The entire movie consists of two characters, affectionately named the Cannibal and the Flesh. They bond. They climb Brokeback Mountain. Then, the film takes the term man meat to disgustingly new heights as the human appetizer has his dick sliced off and fried up in a pan and both men commence to chowing down on beef bologna that was human anatomy only moments ago. It's nasty enough just to think about this going on, but the entire act is shown in graphic detail and the men lick their plates clean.

The only thing that kept me from ripping this dvd out of the player and destroying it was the fact that it was a rental.

Talk about bone appetit. WOW, WOW, and..... ummmmm..... WOW. Oh, and EW.




I know that I am not alone in my disdain for thoughts of having my man meat sliced off, ripped off, chewed off, you name it, if it involves meat being tenderized and then pulverized and then pulled the fuck off, I'm not down with it.

There is a gruesome novel called Black Angel.




It is by one of my very favorite authors Graham Masterton (who actually created the Gitche Manitou, so I guess you could say that he is like my Daddy-tou). In Black Angel there is a scene where a dudes schlong is pulled tight and then sliced off near the head with a knife.
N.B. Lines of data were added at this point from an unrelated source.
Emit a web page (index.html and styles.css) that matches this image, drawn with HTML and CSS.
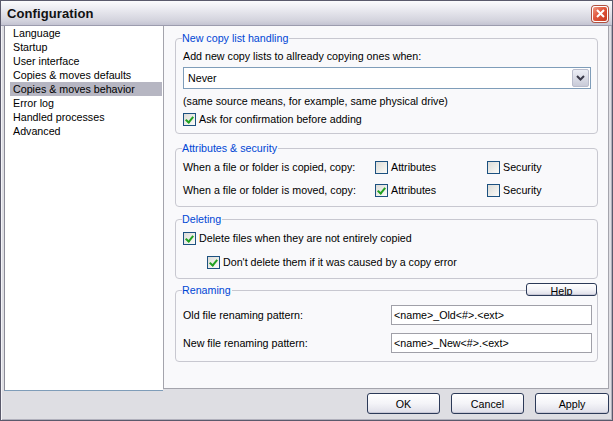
FILE: index.html
```html
<!DOCTYPE html>
<html>
<head>
<meta charset="utf-8">
<link rel="stylesheet" href="styles.css">
</head>
<body>
<div class="window">
  <div class="titlebar">
    <span class="title">Configuration</span>
    <span class="close"><svg width="9" height="9" viewBox="0 0 9 9"><path d="M1 1 L8 8 M8 1 L1 8" stroke="#fff" stroke-width="2" fill="none"/></svg></span>
  </div>
  <div class="main">
    <ul class="list">
      <li>Language</li>
      <li>Startup</li>
      <li>User interface</li>
      <li>Copies &amp; moves defaults</li>
      <li class="sel">Copies &amp; moves behavior</li>
      <li>Error log</li>
      <li>Handled processes</li>
      <li>Advanced</li>
    </ul>
    <div class="panel">
      <fieldset class="fs fs1">
        <legend>New copy list handling</legend>
        <div class="line">Add new copy lists to allready copying ones when:</div>
        <div class="combo"><span class="combo-text">Never</span><span class="combo-btn"><svg width="9" height="6" viewBox="0 0 9 6"><path d="M1 1 L4.5 4.5 L8 1" stroke="#3a3a4a" stroke-width="2" fill="none"/></svg></span></div>
        <div class="line note">(same source means, for example, same physical drive)</div>
        <label class="check row-ask"><span class="box on"></span>Ask for confirmation before adding</label>
      </fieldset>
      <fieldset class="fs fs2">
        <legend>Attributes &amp; security</legend>
        <div class="attr-grid">
          <span class="line">When a file or folder is copied, copy:</span>
          <label class="check"><span class="box"></span>Attributes</label>
          <label class="check"><span class="box"></span>Security</label>
          <span class="line">When a file or folder is moved, copy:</span>
          <label class="check"><span class="box on"></span>Attributes</label>
          <label class="check"><span class="box"></span>Security</label>
        </div>
      </fieldset>
      <fieldset class="fs fs3">
        <legend>Deleting</legend>
        <label class="check"><span class="box on"></span>Delete files when they are not entirely copied</label>
        <label class="check indent"><span class="box on"></span>Don't delete them if it was caused by a copy error</label>
      </fieldset>
      <div class="group4">
        <fieldset class="fs fs4">
          <legend>Renaming</legend>
          <div class="ren-row"><span class="line">Old file renaming pattern:</span><span class="input">&lt;name&gt;_Old&lt;#&gt;.&lt;ext&gt;</span></div>
          <div class="ren-row"><span class="line">New file renaming pattern:</span><span class="input">&lt;name&gt;_New&lt;#&gt;.&lt;ext&gt;</span></div>
        </fieldset>
        <button class="btn help">Help</button>
      </div>
    </div>
  </div>
  <div class="footer">
    <button class="btn">OK</button>
    <button class="btn">Cancel</button>
    <button class="btn apply">Apply</button>
  </div>
</div>
</body>
</html>
```
FILE: styles.css
```css
* { box-sizing: border-box; }
html, body { margin: 0; padding: 0; background: #fff; }
body {
  font-family: "Liberation Sans", Arial, sans-serif;
  font-size: 10.7px;
  color: #000;
}
.window {
  width: 613px;
  height: 421px;
  border: 1px solid #5a5a6c;
  background: #dedee3;
  box-shadow: inset 1px 0 0 #f4f4f8, inset -1px 0 0 #b0b0bc, inset 0 -1px 0 #b0b0bc;
  display: flex;
  flex-direction: column;
}
.titlebar {
  height: 25px;
  display: flex;
  align-items: center;
  justify-content: space-between;
  padding: 0 4px 0 6px;
  background: linear-gradient(#fbfbfd 0%, #eaeaf0 35%, #d4d4de 80%, #c4c4d2 100%);
  border-bottom: 1px solid #9c9cae;
}
.title {
  font-size: 13px;
  font-weight: bold;
  color: #111;
  letter-spacing: 0.1px;
}
.close {
  width: 16px;
  height: 16px;
  border-radius: 3px;
  border: 1px solid #fff;
  box-shadow: 0 0 0 1px #b05040;
  background: linear-gradient(135deg, #f09a84 0%, #e0563c 45%, #c7381e 100%);
  display: flex;
  align-items: center;
  justify-content: center;
  margin-top: 1px;
}
.main {
  display: flex;
  align-items: flex-start;
  padding: 0 3px;
}
.list {
  list-style: none;
  margin: 0;
  padding: 0 1px 0 5px;
  width: 159px;
  height: 365px;
  background: #fff;
  border-left: 1px solid #8c8c98;
  border-bottom: 1px solid #7f9db9;
}
.list li {
  height: 14px;
  line-height: 14px;
  padding-left: 3px;
  white-space: nowrap;
}
.list li.sel { background: #b6b6c2; }
.panel {
  width: 446px;
  height: 363px;
  background: #f9f9fb;
  border-left: 1px solid #a4a4ac;
  border-right: 1px solid #a4a4ac;
  border-bottom: 1px solid #a4a4ac;
  padding: 6px 10px 0 11px;
  display: flex;
  flex-direction: column;
}
.fs {
  margin: 0;
  border: 1px solid #c8c8d0;
  border-radius: 4px;
  min-width: 0;
}
.fs legend {
  padding: 0 1px 0 0;
  margin-left: -1px;
  height: 13px;
  line-height: 13px;
  color: #0046d5;
}
.line { height: 13px; line-height: 13px; white-space: nowrap; display: block; }
.fs1 { padding: 5px 6px 7px 7px; }
.combo {
  margin-top: 4px;
  height: 22px;
  border: 1px solid #7f9db9;
  background: #fff;
  display: flex;
  align-items: center;
  justify-content: space-between;
  padding: 0 1px 0 4px;
}
.combo-btn {
  width: 17px;
  height: 18px;
  border: 1px solid #b9bccc;
  border-radius: 2px;
  background: linear-gradient(#eceef6, #c9cbd8);
  display: flex;
  align-items: center;
  justify-content: center;
}
.note { margin-top: 6px; }
.row-ask { margin-top: 5px; }
.check {
  display: flex;
  align-items: center;
  height: 13px;
  line-height: 13px;
  white-space: nowrap;
}
.box {
  width: 13px;
  height: 13px;
  border: 1px solid #1c5180;
  background: linear-gradient(135deg, #dcdcd7, #fbfbf8);
  margin-right: 3px;
  flex: none;
  position: relative;
}
.box.on::after {
  content: "";
  position: absolute;
  left: 3px;
  top: 1px;
  width: 3px;
  height: 6px;
  border-right: 2px solid #21a121;
  border-bottom: 2px solid #21a121;
  transform: rotate(40deg);
}
.fs2 { margin-top: 8px; padding: 6px 7px 9px 7px; }
.attr-grid {
  display: grid;
  grid-template-columns: 192px 112px auto;
  grid-auto-rows: 13px;
  row-gap: 10px;
}
.fs3 { margin-top: 6px; padding: 6px 7px 9px 7px; display: flex; flex-direction: column; gap: 11px; }
.fs3 .indent { margin-left: 24px; }
.group4 { position: relative; margin-top: 5px; }
.fs4 { padding: 8px 5px 8px 7px; display: flex; flex-direction: column; gap: 8px; }
.ren-row {
  display: flex;
  align-items: center;
  justify-content: space-between;
  height: 20px;
}
.input {
  width: 201px;
  height: 20px;
  line-height: 18px;
  border: 1px solid #a0a0a8;
  background: #fff;
  padding-left: 2px;
  white-space: nowrap;
}
.btn {
  font-family: "Liberation Sans", Arial, sans-serif;
  font-size: 10.7px;
  color: #000;
  border: 1px solid #2c3a58;
  border-radius: 3px;
  background: linear-gradient(#ffffff 0%, #f4f4f8 50%, #dedee8 100%);
  box-shadow: inset 0 -1px 0 #c8c8d6;
  padding: 0;
  margin: 0;
}
.help {
  position: absolute;
  top: -1px;
  right: 1px;
  width: 71px;
  height: 13px;
  line-height: 15px;
  overflow: hidden;
  display: flex;
  justify-content: center;
  align-items: flex-start;
}
.footer {
  display: flex;
  justify-content: flex-end;
  gap: 11px;
  padding: 2px 3px 0 0;
}
.footer .btn { width: 73px; height: 21px; }
.footer .apply { width: 74px; }
```
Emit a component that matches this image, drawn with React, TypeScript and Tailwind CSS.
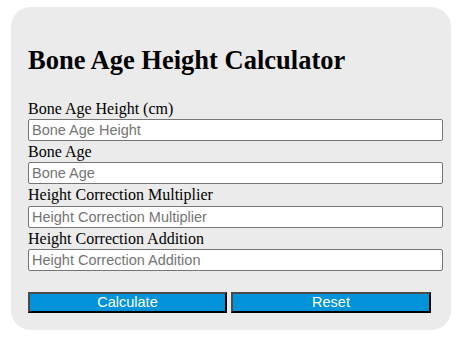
import React from "react";

const serif = { fontFamily: '"Liberation Serif", "Times New Roman", serif' };

function Field({ label, placeholder }: { label: string; placeholder: string }) {
  return (
    <div className="flex flex-col">
      <label className="block text-[16px] leading-[21.4px] text-black" style={serif}>
        {label}
      </label>
      <input
        type="text"
        placeholder={placeholder}
        className="h-[22px] w-full rounded-[2px] border border-[#767676] bg-white px-[3px] text-[14.5px] text-black outline-none placeholder:text-[#757575] font-['Liberation_Sans',Arial,sans-serif]"
      />
    </div>
  );
}

export default function App() {
  return (
    <div className="min-h-[353px] w-[467px] bg-white pt-[7px] pl-[11px]">
      <div className="w-[440px] h-[323px] rounded-[20px] bg-[#ebebeb] pl-[17px] pr-[8px] pt-[37px]">
        <h2 className="text-[26.5px] font-bold leading-[32px] text-black" style={serif}>
          Bone Age Height Calculator
        </h2>
        <div className="mt-[21.5px] flex flex-col">
          <Field label="Bone Age Height (cm)" placeholder="Bone Age Height" />
          <Field label="Bone Age" placeholder="Bone Age" />
          <Field label="Height Correction Multiplier" placeholder="Height Correction Multiplier" />
          <Field label="Height Correction Addition" placeholder="Height Correction Addition" />
        </div>
        <div className="mt-[21px] flex gap-[4px]">
          <button className="h-[21px] w-[199px] border-2 border-t-[#4a4a4a] border-l-[#4a4a4a] border-r-black border-b-black bg-[#0093d9] text-[14.5px] leading-none text-white font-['Liberation_Sans',Arial,sans-serif]">
            Calculate
          </button>
          <button className="h-[21px] w-[200px] border-2 border-t-[#4a4a4a] border-l-[#4a4a4a] border-r-black border-b-black bg-[#0093d9] text-[14.5px] leading-none text-white font-['Liberation_Sans',Arial,sans-serif]">
            Reset
          </button>
        </div>
      </div>
    </div>
  );
}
EEEEEEEEEEEEEEEEEEEEEEEEEEEEEEEEEEEEEEEEEEEEEEEEEEEEEEEEEEEEEEEEEEEE

When I read this scene I wanted to throw the book down and set it on fire and then piss on it in celebration that I was still in control of my man-itou privates. Since I am known to treat my books with way more respect than this, I only threw it down and crawled up on top of my couch in the fetal position and sat there for about four days. After I was done I crawled down and went and took a leak. Then I finished the book. Damn you, daddy-tou. Damn you to Hell and back and there again for dreaming up such a vicious scenario for something so precious. I love my man-itou meat. I love it like a pig loves slop. More than I love chocolate covered bacon even. Though chocolate covered bacon doesn't hurt when it gets cut off. Unless you're a pig. In which case..... ouch.